Requirement: Identify the lines holding "that" and copy them.
*** Record extracts ***
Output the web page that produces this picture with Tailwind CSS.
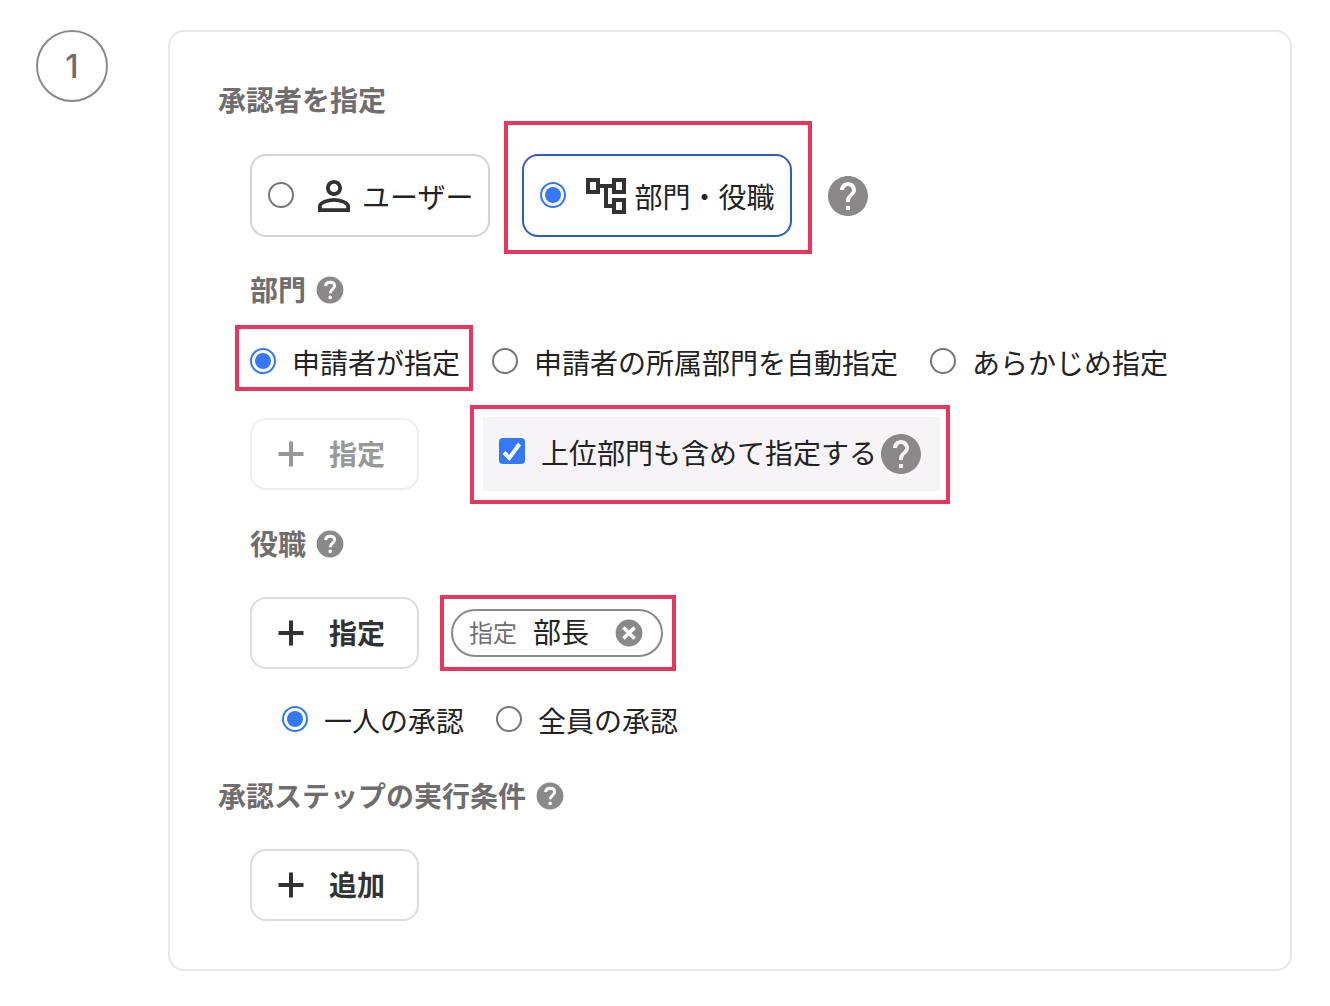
***
*** Record extracts ***
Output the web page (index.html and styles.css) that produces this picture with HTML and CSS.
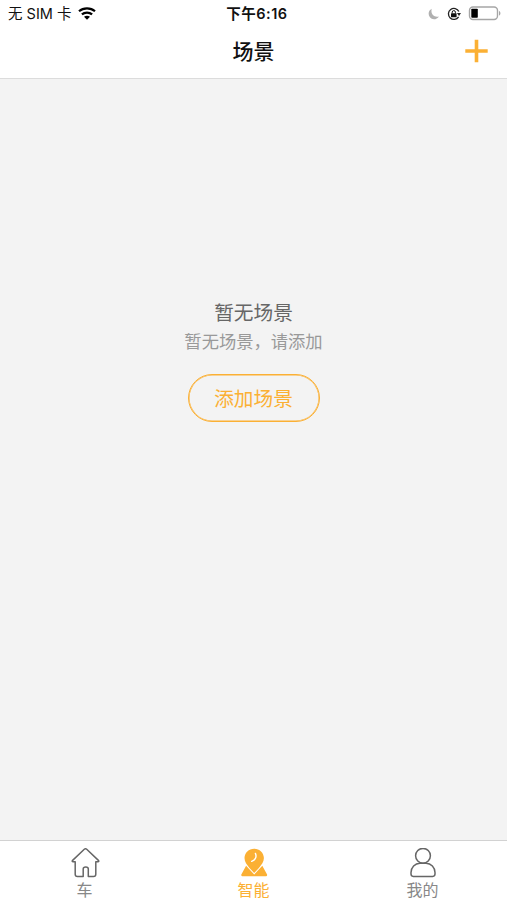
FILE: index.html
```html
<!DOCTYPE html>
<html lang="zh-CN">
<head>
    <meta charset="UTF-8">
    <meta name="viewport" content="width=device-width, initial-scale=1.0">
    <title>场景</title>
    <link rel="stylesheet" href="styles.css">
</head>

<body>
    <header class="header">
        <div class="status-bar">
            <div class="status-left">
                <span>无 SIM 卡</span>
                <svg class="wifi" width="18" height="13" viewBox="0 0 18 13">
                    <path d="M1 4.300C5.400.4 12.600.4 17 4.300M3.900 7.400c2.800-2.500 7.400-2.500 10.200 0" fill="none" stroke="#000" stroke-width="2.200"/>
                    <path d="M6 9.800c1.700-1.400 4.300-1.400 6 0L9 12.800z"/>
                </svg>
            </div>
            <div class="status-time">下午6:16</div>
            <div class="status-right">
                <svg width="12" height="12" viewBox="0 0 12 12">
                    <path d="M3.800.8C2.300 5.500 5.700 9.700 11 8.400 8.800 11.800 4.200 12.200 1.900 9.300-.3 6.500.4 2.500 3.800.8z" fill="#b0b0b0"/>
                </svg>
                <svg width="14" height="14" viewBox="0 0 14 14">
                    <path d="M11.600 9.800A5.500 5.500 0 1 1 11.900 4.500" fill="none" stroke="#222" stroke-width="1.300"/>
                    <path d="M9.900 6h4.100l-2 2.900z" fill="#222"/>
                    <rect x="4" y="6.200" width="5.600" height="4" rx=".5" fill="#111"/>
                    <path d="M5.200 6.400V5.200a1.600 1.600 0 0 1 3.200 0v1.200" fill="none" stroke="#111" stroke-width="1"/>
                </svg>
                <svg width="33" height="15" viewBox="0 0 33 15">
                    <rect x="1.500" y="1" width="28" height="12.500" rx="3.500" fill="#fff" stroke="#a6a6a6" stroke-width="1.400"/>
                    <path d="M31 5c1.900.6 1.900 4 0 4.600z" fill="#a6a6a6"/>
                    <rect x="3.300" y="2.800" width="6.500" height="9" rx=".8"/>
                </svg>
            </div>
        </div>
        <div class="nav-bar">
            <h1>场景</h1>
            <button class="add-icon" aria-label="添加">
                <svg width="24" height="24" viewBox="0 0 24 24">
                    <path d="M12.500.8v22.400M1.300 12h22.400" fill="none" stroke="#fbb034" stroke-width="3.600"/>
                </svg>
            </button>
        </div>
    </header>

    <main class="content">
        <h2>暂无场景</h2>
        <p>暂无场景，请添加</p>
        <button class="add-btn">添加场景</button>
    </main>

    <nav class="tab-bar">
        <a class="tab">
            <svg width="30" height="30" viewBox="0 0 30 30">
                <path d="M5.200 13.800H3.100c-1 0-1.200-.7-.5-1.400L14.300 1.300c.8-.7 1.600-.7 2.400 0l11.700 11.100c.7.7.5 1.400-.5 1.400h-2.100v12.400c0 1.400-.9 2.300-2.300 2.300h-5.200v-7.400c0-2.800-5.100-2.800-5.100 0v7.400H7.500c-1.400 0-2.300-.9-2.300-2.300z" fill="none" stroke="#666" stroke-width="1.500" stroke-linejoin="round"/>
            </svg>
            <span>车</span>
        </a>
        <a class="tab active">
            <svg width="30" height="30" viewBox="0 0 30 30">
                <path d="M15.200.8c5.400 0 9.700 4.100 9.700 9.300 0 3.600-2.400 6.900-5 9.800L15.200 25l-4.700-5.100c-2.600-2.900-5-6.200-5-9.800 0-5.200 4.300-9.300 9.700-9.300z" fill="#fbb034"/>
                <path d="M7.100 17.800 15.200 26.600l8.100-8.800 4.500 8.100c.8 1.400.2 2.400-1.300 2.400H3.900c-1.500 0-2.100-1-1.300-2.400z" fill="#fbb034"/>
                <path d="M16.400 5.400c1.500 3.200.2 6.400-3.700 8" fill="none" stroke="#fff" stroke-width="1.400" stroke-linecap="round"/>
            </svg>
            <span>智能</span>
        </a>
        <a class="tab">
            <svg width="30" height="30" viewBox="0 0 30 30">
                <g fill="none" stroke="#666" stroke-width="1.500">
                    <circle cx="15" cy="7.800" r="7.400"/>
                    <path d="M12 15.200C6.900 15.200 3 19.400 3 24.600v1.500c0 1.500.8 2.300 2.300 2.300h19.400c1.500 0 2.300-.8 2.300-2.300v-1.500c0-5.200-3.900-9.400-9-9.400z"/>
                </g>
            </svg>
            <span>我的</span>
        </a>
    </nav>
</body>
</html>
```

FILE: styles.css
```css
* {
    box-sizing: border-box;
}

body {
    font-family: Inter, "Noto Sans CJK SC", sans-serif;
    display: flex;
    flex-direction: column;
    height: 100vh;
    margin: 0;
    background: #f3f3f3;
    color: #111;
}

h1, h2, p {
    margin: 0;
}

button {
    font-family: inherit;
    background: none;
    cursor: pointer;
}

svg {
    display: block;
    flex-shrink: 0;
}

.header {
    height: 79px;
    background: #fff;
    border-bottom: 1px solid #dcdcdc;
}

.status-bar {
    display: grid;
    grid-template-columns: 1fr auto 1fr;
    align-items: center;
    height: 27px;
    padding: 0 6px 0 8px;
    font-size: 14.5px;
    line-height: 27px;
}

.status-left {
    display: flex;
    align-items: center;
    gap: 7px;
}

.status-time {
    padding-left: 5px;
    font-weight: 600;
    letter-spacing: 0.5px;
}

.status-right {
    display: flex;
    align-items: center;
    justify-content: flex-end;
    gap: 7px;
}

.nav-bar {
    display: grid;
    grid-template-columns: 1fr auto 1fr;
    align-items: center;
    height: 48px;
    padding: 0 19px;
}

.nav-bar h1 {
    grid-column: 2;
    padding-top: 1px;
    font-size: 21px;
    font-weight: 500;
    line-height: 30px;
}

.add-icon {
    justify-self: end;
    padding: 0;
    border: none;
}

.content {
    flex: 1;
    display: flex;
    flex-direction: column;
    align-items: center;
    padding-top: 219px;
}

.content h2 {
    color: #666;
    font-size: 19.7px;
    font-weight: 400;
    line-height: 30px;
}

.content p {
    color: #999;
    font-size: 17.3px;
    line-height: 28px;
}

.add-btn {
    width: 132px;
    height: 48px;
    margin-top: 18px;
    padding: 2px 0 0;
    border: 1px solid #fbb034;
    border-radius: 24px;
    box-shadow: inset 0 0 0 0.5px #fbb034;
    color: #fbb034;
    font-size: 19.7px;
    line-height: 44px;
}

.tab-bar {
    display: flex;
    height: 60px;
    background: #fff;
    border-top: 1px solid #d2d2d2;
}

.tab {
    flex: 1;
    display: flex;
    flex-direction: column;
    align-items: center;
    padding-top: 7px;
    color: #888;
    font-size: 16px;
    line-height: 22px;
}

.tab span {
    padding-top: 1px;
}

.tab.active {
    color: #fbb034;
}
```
***
Result for this task:
Output the web page that produces this picture with Tailwind CSS.
Output the web page (index.html and styles.css) that produces this picture with HTML and CSS.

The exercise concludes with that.